In Yemen, It’s The Bad Guys Vs. The Bad Guys

Saudi Arabia and Egypt stand poised to conduct a massive ground invasion of Yemen, and the western media will be full of tales about how “Operation Decisive Storm” is liberating that country from the evil Iranian-backed Houthi rebels.  And without a doubt, the Houthis are bad guys and so are their Iranian benefactors.  But don’t be fooled into thinking that the war in Yemen is a battle of good vs. evil.  The truth is that the conflict in Yemen is actually a proxy war between two sets of bad guys that both ultimately plan for Islam to take over the entire planet.  On one side, the Iranians are very honest about the fact that they view us as an enemy, and they plan to impose their version of radical Shia Islam worldwide as soon as they can.  On the other side, the Saudis pretend to be our friends, but they don’t hide the fact that they believe that their version of Sunni Islam will eventually rule the world.  And their version of Sunni Islam includes constant beheadings, the destruction of all churches and the death penalty for anyone caught smuggling a Bible into Saudi territory.  At the end of the day, there is very little difference between the Saudis and ISIS.  In fact, ISIS gets a lot of funding from Saudi sources, and there is more support for ISIS on Twitter from Saudi Arabia than from anywhere else.  Saudi Arabia is a horribly repressive regime where women are treated like dirt, where the secret police conduct a never ending reign of terror and where even a minor deviation from sharia law can mean the loss of a limb.  But because our politicians and the mainstream media constantly tell us that they are “our friends”, we cheer them on.

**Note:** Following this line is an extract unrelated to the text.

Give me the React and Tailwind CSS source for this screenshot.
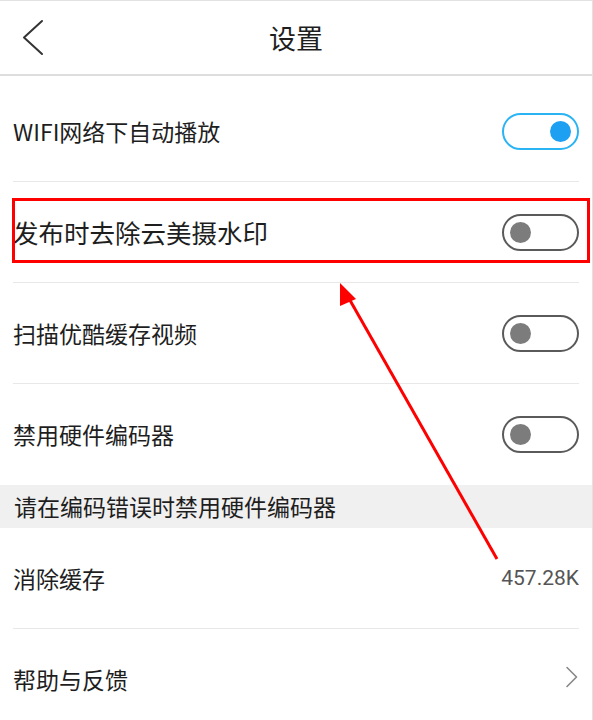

It is being reported that the Saudis have mobilized 150,000 troops for a ground invasion of Yemen, and Egypt says that it is ready to contribute a very large force as well.  The Saudis simply were not going to just sit back and watch as pro-Iranian forces took total control of their neighbor.  The following is how the Telegraph recently described what the Iranians have been up to in Yemen for the past several years…

    For the past four years the Quds force of Iran’s Revolutionary Guards have been smuggling weapons to the Houthis, as well as providing expert military training, with the result that the Shia Houthi militia finally succeeded in seizing control of the capital Sana’a last year, forcing the Western-backed president, Abed Rabbo Mansour Hadi, to seek refuge in Aden.

    Last week it was claimed that Tehran was increasing its support for the Houthis with the delivery of a 185 ton shipment of weapons and other military equipment.

This is how Iran likes to fight wars.  They like to fund and arm proxy organizations that will do their fighting for them.  That way they don’t have to get their hands messy or risk direct retaliation.  Hezbollah is a prime example of this.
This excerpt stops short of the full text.